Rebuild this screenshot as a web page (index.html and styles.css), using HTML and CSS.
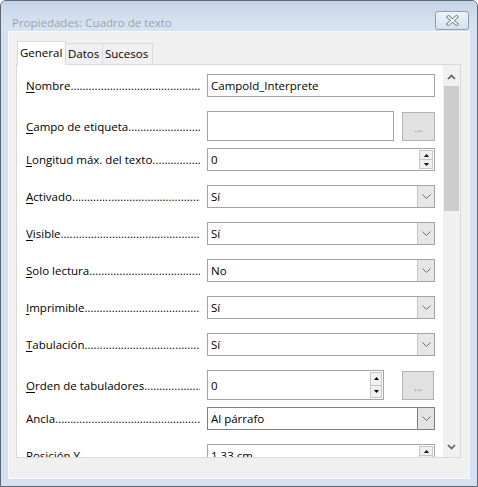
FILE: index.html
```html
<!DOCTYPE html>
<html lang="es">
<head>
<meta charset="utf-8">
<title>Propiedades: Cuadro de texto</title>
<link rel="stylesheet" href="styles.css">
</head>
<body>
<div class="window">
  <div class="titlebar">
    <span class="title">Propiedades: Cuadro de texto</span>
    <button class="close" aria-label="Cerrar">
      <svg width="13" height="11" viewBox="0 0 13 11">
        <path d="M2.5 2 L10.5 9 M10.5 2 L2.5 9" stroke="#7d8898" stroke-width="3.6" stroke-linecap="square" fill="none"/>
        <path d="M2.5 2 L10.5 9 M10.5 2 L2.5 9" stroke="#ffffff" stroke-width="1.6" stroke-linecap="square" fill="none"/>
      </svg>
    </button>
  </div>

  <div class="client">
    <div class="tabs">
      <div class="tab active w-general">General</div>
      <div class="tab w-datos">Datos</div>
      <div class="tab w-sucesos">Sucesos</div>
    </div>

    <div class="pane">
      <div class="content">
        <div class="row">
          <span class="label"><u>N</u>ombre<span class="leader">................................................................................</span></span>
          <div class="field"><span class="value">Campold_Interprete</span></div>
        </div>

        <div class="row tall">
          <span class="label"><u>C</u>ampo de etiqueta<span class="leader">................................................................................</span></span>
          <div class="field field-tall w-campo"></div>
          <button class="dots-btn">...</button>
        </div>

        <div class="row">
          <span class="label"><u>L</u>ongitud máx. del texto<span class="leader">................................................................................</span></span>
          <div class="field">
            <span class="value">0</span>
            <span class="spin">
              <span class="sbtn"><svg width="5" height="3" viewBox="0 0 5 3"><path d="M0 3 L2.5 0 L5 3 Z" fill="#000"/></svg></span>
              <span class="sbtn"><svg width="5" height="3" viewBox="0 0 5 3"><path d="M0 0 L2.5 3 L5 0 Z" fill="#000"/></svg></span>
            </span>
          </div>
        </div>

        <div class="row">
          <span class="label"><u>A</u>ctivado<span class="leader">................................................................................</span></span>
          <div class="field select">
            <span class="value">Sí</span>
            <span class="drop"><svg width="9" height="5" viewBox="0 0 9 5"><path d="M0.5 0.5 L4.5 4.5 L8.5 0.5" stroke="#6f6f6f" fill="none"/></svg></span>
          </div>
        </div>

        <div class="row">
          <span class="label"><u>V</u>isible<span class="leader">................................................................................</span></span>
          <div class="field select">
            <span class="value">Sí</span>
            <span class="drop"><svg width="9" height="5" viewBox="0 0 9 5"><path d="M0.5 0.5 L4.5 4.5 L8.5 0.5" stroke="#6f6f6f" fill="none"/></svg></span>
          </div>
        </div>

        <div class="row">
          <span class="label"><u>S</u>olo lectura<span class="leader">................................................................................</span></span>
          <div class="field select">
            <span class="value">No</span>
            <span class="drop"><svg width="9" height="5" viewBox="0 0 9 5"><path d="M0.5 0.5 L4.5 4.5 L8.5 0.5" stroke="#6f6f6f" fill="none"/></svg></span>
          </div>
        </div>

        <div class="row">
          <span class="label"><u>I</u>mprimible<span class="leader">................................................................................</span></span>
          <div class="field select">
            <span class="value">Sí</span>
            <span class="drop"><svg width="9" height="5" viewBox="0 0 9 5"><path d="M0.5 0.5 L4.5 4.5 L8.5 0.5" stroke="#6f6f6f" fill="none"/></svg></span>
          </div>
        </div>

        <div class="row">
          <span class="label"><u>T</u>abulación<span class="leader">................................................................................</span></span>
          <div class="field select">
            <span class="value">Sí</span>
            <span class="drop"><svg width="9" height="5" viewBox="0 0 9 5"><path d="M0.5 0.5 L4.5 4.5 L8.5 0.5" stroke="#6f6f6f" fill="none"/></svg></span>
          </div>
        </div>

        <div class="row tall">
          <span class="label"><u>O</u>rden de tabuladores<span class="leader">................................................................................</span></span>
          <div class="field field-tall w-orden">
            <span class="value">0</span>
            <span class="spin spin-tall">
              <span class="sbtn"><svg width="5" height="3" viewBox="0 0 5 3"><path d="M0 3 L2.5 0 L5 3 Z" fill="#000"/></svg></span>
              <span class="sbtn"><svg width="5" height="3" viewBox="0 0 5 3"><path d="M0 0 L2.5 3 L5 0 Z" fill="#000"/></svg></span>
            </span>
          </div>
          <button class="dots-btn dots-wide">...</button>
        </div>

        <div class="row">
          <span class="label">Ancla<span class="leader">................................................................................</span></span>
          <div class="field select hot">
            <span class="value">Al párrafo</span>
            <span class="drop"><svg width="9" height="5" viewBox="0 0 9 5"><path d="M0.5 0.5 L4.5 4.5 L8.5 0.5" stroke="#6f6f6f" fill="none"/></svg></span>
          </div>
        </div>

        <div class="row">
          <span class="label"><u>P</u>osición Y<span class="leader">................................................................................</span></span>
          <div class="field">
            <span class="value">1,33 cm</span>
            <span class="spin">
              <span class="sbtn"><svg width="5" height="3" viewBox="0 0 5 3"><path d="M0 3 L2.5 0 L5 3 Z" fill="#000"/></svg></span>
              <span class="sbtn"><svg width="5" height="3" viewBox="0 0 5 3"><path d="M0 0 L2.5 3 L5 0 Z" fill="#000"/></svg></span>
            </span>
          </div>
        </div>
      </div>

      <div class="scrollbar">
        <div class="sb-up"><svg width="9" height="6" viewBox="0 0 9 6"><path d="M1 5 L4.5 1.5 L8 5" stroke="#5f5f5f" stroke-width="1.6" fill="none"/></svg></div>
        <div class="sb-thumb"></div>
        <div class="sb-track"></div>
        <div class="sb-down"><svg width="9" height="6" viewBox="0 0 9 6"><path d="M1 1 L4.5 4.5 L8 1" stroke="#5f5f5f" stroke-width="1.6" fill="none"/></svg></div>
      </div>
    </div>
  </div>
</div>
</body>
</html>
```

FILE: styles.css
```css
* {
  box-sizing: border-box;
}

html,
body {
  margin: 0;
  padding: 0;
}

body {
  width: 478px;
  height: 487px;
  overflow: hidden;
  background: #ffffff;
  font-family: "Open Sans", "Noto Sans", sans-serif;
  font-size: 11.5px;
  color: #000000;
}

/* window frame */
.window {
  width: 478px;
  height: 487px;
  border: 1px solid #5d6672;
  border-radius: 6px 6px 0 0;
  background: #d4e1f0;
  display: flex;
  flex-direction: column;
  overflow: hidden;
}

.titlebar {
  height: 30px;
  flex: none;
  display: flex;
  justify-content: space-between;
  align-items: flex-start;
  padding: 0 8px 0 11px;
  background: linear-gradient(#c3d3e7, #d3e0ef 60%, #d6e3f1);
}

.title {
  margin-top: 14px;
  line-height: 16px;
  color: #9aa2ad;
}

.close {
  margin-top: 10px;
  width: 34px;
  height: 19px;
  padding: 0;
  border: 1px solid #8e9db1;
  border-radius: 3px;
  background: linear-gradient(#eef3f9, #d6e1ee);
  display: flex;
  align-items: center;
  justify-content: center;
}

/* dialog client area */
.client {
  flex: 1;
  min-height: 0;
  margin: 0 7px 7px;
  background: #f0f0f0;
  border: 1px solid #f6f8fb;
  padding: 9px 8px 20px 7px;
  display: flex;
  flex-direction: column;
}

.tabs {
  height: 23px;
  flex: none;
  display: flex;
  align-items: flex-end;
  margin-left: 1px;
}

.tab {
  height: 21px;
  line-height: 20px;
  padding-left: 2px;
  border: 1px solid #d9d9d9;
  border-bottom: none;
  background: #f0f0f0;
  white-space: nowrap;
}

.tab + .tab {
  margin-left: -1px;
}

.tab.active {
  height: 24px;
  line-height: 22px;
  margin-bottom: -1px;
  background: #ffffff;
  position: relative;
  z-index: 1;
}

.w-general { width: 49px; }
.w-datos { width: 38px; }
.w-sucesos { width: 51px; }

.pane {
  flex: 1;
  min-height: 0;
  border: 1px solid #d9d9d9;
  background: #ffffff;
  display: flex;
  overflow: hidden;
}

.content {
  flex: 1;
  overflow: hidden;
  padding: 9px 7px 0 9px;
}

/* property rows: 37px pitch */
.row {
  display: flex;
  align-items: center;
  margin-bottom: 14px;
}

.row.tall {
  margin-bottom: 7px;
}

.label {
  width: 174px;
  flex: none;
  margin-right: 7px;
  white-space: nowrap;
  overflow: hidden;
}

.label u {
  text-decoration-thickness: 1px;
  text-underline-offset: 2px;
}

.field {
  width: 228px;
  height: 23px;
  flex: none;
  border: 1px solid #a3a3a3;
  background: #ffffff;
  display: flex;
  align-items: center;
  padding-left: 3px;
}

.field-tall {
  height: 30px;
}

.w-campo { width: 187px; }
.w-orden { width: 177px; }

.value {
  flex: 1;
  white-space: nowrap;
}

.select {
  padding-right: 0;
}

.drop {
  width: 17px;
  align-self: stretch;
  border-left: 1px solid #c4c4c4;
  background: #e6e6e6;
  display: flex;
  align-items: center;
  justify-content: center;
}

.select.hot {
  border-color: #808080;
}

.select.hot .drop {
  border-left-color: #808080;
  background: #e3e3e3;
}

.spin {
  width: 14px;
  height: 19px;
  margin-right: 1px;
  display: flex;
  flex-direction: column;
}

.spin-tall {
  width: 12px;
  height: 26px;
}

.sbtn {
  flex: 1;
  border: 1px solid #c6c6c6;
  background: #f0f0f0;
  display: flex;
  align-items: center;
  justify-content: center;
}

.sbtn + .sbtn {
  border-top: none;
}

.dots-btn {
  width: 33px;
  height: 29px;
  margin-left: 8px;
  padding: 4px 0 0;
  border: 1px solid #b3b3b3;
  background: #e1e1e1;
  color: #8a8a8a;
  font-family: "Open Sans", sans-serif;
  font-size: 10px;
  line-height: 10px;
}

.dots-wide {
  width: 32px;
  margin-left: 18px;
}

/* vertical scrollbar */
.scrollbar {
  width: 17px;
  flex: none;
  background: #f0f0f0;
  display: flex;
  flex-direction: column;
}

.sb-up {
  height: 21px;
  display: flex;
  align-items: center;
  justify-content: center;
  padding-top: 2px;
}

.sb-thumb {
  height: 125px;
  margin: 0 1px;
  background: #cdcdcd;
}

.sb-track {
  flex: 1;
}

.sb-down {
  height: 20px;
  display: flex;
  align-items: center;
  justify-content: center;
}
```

* * *

Locate all lines in the listing above with the word "styles". Copy them.

* **THE OUTPUT**
Rebuild this screenshot as a web page (index.html and styles.css), using HTML and CSS.
<link rel="stylesheet" href="styles.css">
FILE: styles.css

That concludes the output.